Source material:
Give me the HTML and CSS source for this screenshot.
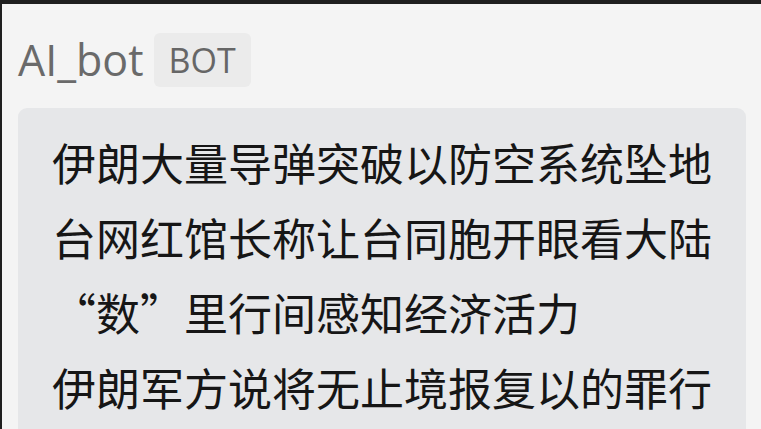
FILE: index.html
```html
<!DOCTYPE html>
<html lang="zh-CN">
<head>
<meta charset="utf-8">
<title>AI_bot</title>
<link rel="stylesheet" href="styles.css">
</head>
<body>
<div class="panel">
  <div class="header">
    <span class="name">AI_bot</span>
    <span class="badge">BOT</span>
  </div>
  <div class="bubble">
    <p class="line">伊朗大量导弹突破以防空系统坠地</p>
    <p class="line">台网红馆长称让台同胞开眼看大陆</p>
    <p class="line">“数”里行间感知经济活力</p>
    <p class="line">伊朗军方说将无止境报复以的罪行</p>
  </div>
</div>
</body>
</html>
```
FILE: styles.css
```css
html, body {
  margin: 0;
  padding: 0;
  height: 100%;
  overflow: hidden;
}
body {
  background: #1f1f1f;
  font-family: "Open Sans", "Noto Sans CJK SC", sans-serif;
}
.panel {
  margin: 4px 0 0 2px;
  height: calc(100% - 4px);
  background: #f4f4f4;
  padding: 29px 15px 0 16px;
  box-sizing: border-box;
  overflow: hidden;
}
.header {
  display: flex;
  align-items: center;
  gap: 10px;
  height: 54px;
}
.name {
  font-size: 43px;
  color: #6a6a6a;
  line-height: 54px;
}
.badge {
  display: inline-flex;
  align-items: center;
  justify-content: center;
  width: 97px;
  height: 54px;
  background: #ebebeb;
  border-radius: 6px;
  font-size: 34px;
  color: #666666;
  box-sizing: border-box;
}
.bubble {
  margin-top: 21px;
  background: #e6e7e9;
  border-radius: 9px 9px 0 0;
  padding: 17px 30px 30px 34px;
  height: 400px;
}
.line {
  margin: 0;
  font-family: "Noto Sans CJK SC", sans-serif;
  font-size: 44px;
  line-height: 75px;
  color: #161616;
  white-space: nowrap;
}
```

Job: Give back every line exactly as it stands, pictures excluded.

Output for this task:
Give me the HTML and CSS source for this screenshot.
FILE: index.html
```html
<!DOCTYPE html>
<html lang="zh-CN">
<head>
<meta charset="utf-8">
<title>AI_bot</title>
<link rel="stylesheet" href="styles.css">
</head>
<body>
<div class="panel">
  <div class="header">
    <span class="name">AI_bot</span>
    <span class="badge">BOT</span>
  </div>
  <div class="bubble">
    <p class="line">伊朗大量导弹突破以防空系统坠地</p>
    <p class="line">台网红馆长称让台同胞开眼看大陆</p>
    <p class="line">“数”里行间感知经济活力</p>
    <p class="line">伊朗军方说将无止境报复以的罪行</p>
  </div>
</div>
</body>
</html>
```
FILE: styles.css
```css
html, body {
  margin: 0;
  padding: 0;
  height: 100%;
  overflow: hidden;
}
body {
  background: #1f1f1f;
  font-family: "Open Sans", "Noto Sans CJK SC", sans-serif;
}
.panel {
  margin: 4px 0 0 2px;
  height: calc(100% - 4px);
  background: #f4f4f4;
  padding: 29px 15px 0 16px;
  box-sizing: border-box;
  overflow: hidden;
}
.header {
  display: flex;
  align-items: center;
  gap: 10px;
  height: 54px;
}
.name {
  font-size: 43px;
  color: #6a6a6a;
  line-height: 54px;
}
.badge {
  display: inline-flex;
  align-items: center;
  justify-content: center;
  width: 97px;
  height: 54px;
  background: #ebebeb;
  border-radius: 6px;
  font-size: 34px;
  color: #666666;
  box-sizing: border-box;
}
.bubble {
  margin-top: 21px;
  background: #e6e7e9;
  border-radius: 9px 9px 0 0;
  padding: 17px 30px 30px 34px;
  height: 400px;
}
.line {
  margin: 0;
  font-family: "Noto Sans CJK SC", sans-serif;
  font-size: 44px;
  line-height: 75px;
  color: #161616;
  white-space: nowrap;
}
```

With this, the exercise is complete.